Moreover, Frum implies that once a president commits forces to a conflict, Congress is obligated to make it work. But if that principle holds, Congress can permanently abdicate questions of war and peace. Every future president will understand that once the bombs are falling, the responsible adults will manufacture a reason to get on board. If Trump announces tomorrow that he is invading Greenland, should Congress approve a supplemental? Were Trump to start moving troops toward Frum’s native Toronto and seizing parts of Ontario (unlikely but not utterly inconceivable), would Congress be similarly obliged to make it work? 

No amount of leverage for Congressional Democrats could make this administration competent enough to succeed. The war started amid negotiations, led by Jared Kushner and Steve Witkoff, in which Iran had reportedly already offered concessions that went beyond the terms of the 2015 nuclear deal. Six months before the war began, the State Department fired its oil and gas experts who could have been crucial in mitigating the ongoing economic fallout associated with Iran’s Strait of Hormuz lockdown. The administration had also gutted the National Security Council staff and made Marco Rubio both Secretary of State and National Security Advisor, collapsing the institutional checks that exist precisely to prevent the kind of strategic incoherence now on display.  
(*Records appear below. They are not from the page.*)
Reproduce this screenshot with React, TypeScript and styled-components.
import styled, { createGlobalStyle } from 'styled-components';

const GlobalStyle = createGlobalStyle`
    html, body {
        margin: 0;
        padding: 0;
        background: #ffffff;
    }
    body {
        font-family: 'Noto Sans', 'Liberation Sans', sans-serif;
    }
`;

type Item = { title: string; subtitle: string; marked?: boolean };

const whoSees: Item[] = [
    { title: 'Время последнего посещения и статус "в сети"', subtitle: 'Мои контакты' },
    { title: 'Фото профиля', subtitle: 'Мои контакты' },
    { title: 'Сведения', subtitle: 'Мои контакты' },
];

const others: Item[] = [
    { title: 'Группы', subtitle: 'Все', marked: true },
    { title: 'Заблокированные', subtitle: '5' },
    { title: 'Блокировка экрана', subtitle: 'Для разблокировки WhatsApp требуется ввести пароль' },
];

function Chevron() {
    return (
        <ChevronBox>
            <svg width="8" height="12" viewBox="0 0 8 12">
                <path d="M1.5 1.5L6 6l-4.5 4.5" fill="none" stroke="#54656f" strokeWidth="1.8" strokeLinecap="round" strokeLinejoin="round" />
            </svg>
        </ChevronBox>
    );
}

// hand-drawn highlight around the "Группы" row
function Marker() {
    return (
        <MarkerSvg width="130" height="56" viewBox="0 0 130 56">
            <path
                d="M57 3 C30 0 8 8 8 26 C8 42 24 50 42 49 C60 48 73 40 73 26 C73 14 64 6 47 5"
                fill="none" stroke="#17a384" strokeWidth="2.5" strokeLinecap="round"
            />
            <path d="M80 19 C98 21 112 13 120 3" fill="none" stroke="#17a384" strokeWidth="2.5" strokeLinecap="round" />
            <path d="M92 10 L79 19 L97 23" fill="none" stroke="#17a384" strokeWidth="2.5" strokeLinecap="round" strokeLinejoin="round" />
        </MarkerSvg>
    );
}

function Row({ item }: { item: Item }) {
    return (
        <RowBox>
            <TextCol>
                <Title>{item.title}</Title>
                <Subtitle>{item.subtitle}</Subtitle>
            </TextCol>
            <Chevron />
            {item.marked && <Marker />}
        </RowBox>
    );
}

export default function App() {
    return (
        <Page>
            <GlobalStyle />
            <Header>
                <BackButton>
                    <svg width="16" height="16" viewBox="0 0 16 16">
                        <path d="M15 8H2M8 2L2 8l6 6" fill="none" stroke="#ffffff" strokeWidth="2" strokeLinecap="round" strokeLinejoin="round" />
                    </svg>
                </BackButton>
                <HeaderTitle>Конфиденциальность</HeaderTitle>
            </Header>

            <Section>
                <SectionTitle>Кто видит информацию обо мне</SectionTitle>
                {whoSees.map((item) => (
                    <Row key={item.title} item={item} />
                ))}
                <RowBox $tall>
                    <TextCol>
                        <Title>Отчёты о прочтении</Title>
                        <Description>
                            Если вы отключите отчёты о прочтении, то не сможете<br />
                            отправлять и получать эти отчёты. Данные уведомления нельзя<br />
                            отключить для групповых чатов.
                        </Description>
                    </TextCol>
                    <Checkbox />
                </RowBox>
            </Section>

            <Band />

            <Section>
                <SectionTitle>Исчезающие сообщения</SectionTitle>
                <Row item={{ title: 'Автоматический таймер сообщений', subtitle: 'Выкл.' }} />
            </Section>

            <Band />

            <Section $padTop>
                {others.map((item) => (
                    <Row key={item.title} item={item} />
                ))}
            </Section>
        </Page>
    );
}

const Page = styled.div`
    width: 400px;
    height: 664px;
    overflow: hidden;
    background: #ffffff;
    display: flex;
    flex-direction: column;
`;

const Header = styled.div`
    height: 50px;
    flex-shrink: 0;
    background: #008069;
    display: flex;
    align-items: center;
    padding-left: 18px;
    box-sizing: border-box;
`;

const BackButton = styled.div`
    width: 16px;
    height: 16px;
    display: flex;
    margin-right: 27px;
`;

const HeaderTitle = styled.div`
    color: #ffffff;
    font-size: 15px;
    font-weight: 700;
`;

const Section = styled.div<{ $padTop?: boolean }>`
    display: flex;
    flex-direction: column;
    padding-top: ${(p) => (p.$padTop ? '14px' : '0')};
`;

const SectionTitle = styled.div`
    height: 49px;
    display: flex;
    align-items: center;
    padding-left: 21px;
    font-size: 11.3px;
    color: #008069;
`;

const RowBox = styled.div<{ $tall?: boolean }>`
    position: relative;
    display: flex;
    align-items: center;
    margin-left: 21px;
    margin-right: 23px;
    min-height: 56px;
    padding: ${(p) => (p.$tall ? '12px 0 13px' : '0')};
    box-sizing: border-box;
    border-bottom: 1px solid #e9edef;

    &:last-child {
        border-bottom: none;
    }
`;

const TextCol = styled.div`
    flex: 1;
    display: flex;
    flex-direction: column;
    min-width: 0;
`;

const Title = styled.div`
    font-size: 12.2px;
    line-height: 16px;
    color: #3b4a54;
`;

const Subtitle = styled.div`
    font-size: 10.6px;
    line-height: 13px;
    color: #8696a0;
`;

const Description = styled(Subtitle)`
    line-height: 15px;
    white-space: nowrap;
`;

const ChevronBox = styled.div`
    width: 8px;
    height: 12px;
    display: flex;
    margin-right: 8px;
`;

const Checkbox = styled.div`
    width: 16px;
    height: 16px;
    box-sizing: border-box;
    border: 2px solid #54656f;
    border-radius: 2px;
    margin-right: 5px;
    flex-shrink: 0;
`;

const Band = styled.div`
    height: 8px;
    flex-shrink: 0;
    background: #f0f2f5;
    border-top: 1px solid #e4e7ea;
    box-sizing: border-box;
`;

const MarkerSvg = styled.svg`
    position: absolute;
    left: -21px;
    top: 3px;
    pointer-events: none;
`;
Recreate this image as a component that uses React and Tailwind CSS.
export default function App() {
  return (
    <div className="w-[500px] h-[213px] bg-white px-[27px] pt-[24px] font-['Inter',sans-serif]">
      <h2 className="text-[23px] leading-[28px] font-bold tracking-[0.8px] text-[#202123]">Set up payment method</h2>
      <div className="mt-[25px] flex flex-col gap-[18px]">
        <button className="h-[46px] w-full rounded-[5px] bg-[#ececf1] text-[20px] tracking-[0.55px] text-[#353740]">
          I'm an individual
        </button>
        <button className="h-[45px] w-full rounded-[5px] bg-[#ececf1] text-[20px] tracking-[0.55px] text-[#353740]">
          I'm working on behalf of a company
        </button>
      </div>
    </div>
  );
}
The strongest argument Frum leaves on the table requires a clear response: What about Iran’s nuclear program? After an American retreat, Iran, battered and humiliated, would likely pursue a nuclear weapon. This poses a serious risk, but it’s not insurmountable. Israel has shown both the ability and the willingness to target Iranian nuclear sites. If Iran advances toward acquiring a weapon, the Israelis can act to defend themselves. Furthermore, if Israel cannot complete the operation, targeted American strikes—authorized by Congress, with clear objectives, and executed by capable personnel—might well do so.  

Democrats who heed Frum’s advice and help Republicans fund Trump’s war will yoke themselves to its tremendous unpopularity. The cautionary tale is 2002, when Hillary Clinton, John Kerry, and a significant minority of the Democratic caucus voted to authorize President George W. Bush to use force against Iraq, telling themselves and their constituents they were handing him a negotiating tool. Barack Obama, then a state senator with no vote to cast, called it a “dumb war.” Six years later, he was president, and they were not. The Democrats, now tempted to find a similar middle ground on Iran, should consider what their party’s compromise with Bush on Iraq cost. It’s hard to present oneself as the alternative to a war you voted to finance.  
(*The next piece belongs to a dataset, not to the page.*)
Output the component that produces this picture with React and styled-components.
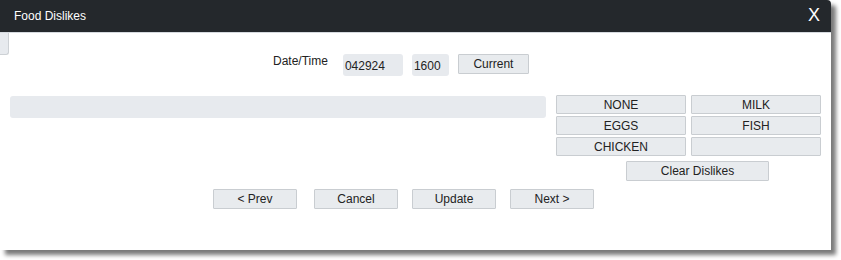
import styled, { createGlobalStyle } from "styled-components";

const Global = createGlobalStyle`
    body{
        margin: 0;
        background: #FFFFFF;
        font-family: "Liberation Sans", Arial, sans-serif;
    }
`;

function App () {
    const dislikes = ["NONE", "MILK", "EGGS", "FISH", "CHICKEN", ""];

    return(
        <>
        <Global/>
        <Page>
            <Dialog>
                <Header>
                    <h3>Food Dislikes</h3>
                    <Close>X</Close>
                </Header>
                <Body>
                    <Stub/>
                    <DateRow>
                        <Label>Date/Time</Label>
                        <Field width={60}>042924</Field>
                        <Field width={37}>1600</Field>
                        <Button width={71}>Current</Button>
                    </DateRow>
                    <Middle>
                        <LongField/>
                        <Side>
                            <Grid>
                                {dislikes.map((item, i) => <Button key={i} height={19}>{item}</Button>)}
                            </Grid>
                            <ClearWrap>
                                <Button width={143}>Clear Dislikes</Button>
                            </ClearWrap>
                        </Side>
                    </Middle>
                    <Footer>
                        <Button width={84}>&lt; Prev</Button>
                        <Button width={84} className="wide">Cancel</Button>
                        <Button width={84}>Update</Button>
                        <Button width={84}>Next &gt;</Button>
                    </Footer>
                </Body>
            </Dialog>
        </Page>
        </>
    )
}

export default App;

const Page = styled.div`
    width: 841px;
    height: 260px;
`;

const Dialog = styled.div`
    width: 831px;
    height: 250px;
    background: #FFFFFF;
    border-top-right-radius: 4px;
    box-shadow: 5px 5px 4px #7a7a7a;
    display: flex;
    flex-direction: column;
    overflow: hidden;
`;

const Header = styled.div`
    height: 33px;
    background: #24282c;
    display: flex;
    justify-content: space-between;
    align-items: center;
    padding: 0 11px 0 14px;
    border-bottom: 1px solid #d6dadf;
    box-sizing: border-box;
    h3{
        margin: 0;
        font-size: 12px;
        font-weight: 400;
        color: #FFFFFF;
    }
`;

const Close = styled.span`
    font-size: 18px;
    font-weight: 400;
    color: #FFFFFF;
    margin-top: -2px;
`;

const Body = styled.div`
    display: flex;
    flex-direction: column;
`;

const Stub = styled.div`
    width: 8px;
    height: 21px;
    background: #e7eaee;
    border: 1px solid #cdd1d5;
    border-left: none;
    border-top: none;
    border-radius: 0 0 3px 0;
`;

const DateRow = styled.div`
    display: flex;
    align-items: flex-start;
    padding-left: 273px;
    margin-top: -1px;
    height: 22px;
    font-size: 12px;
    color: #222222;
`;

const Label = styled.span`
    margin-right: 15px;
    line-height: 14px;
`;

const Field = styled.div`
    width: ${p => p.width}px;
    height: 22px;
    background: #e7eaee;
    border-radius: 3px;
    margin-right: 9px;
    padding-left: 2px;
    box-sizing: border-box;
    line-height: 24px;
`;

const Button = styled.div`
    width: ${p => p.width ? `${p.width}px` : "auto"};
    height: ${p => p.height || 20}px;
    background: #e8ebee;
    border: 1px solid #c9cdd1;
    box-sizing: border-box;
    display: flex;
    justify-content: center;
    align-items: center;
    font-size: 12px;
    color: #222222;
    border-radius: 1px;
`;

const Middle = styled.div`
    display: flex;
    padding: 0 10px;
    margin-top: 19px;
    gap: 10px;
`;

const LongField = styled.div`
    width: 536px;
    height: 22px;
    margin-top: 1px;
    background: #e7eaee;
    border-radius: 3px;
`;

const Side = styled.div`
    display: flex;
    flex-direction: column;
    width: 265px;
`;

const Grid = styled.div`
    display: grid;
    grid-template-columns: 130px 130px;
    column-gap: 5px;
    row-gap: 2px;
`;

const ClearWrap = styled.div`
    display: flex;
    padding-left: 70px;
    margin-top: 5px;
`;

const Footer = styled.div`
    display: flex;
    padding-left: 213px;
    margin-top: 8px;
    gap: 14px;
    .wide{
        margin-left: 3px;
    }
`;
Frum was not a bystander to the last major American misadventure in the Middle East. As a White House speechwriter in the run-up to the Iraq War, he helped construct the intellectual and rhetorical case it. (He later claimed that he had fallen into “groupthink” over Iraq.) During Trump’s first term, Frum wrote in The Atlantic that an American war with Iran without allies, justification, or a plan would be disastrous. He was right. The war he predicted would be a catastrophe is unfolding as he predicted. Asking Democrats to own it will not make it less of one.